Why do women start companies? One study found that when starting a new business, women often frame the process as something they just fell into, while men frame it as a singular driving force. Several other studies found that women start companies because they value independence and flexibility in working schedules more than men; some women even see starting a company as a way to gain social status, particularly in fields dominated by women, because of the masculine attributes attached to entrepreneurial behavior.
But what women and men expect from their businesses seems to vary widely. Studies have found that men almost invariably put financial success at the very top of their list when defining business success; women are less likely to do so. Women are more likely to measure the success of their business in terms of having control over their own destinies, building relationships, and, especially for women with dependent children, independence.
Because the desire for independence and flexible work schedules is so strong for women business owners, many choose to operate their businesses out of their home. A study found that these home-based businesses were not taken as seriously, and viewed more as hobbies, even by the business owner. Furthermore, women consistently rank themselves as less qualified or less skilled to run businesses, and have a negative entrepreneurial self-image, assigning more importance to masculine characteristics such as self-confidence, high energy, aggression, and decisiveness.

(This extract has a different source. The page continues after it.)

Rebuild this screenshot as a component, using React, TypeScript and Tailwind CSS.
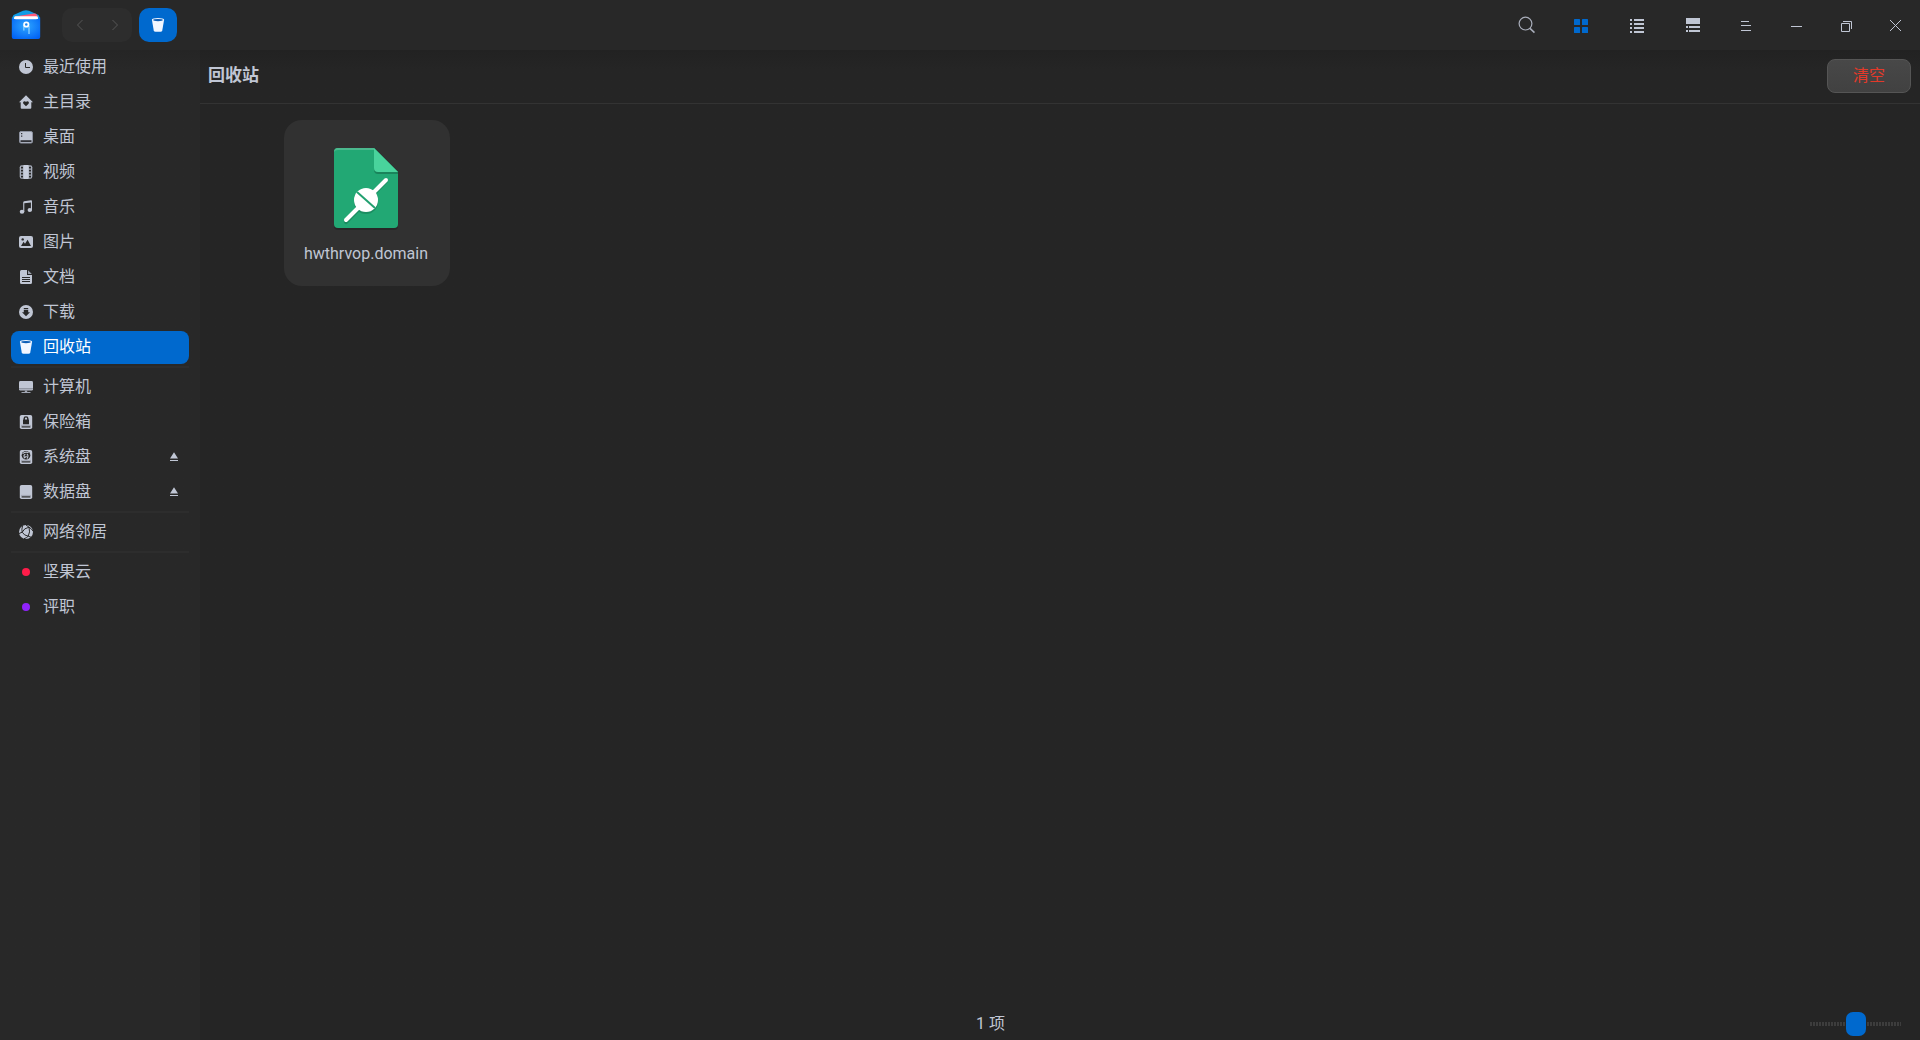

The media portrayal around entrepreneurship reinforces this gendering, celebrating the hyper-aggressive entrepreneurs that take huge risks (Elon Musk) or act decisively (Donald Trump’s portrayal on The Apprentice). These examples made good stories because they provide a story arc of a hero’s (or anti-hero’s) journey. But the stories of highly successful female founders, such as Stitch Fix’s Katrina Lake, garner less attention–successful businesses that are stable and predictable don’t provide that heroic mythos. The result is that women are left without female role models of successful entrepreneurs in popular media.
Why don’t women see themselves as entrepreneurs? Because at every step of the process of building a company, entrepreneurial ecosystems perceive their work as something foreign. When pattern recognition drives decisions around which businesses will thrive, unconscious biases and systemic sexism from patriarchal institutions will continue to leave women behind.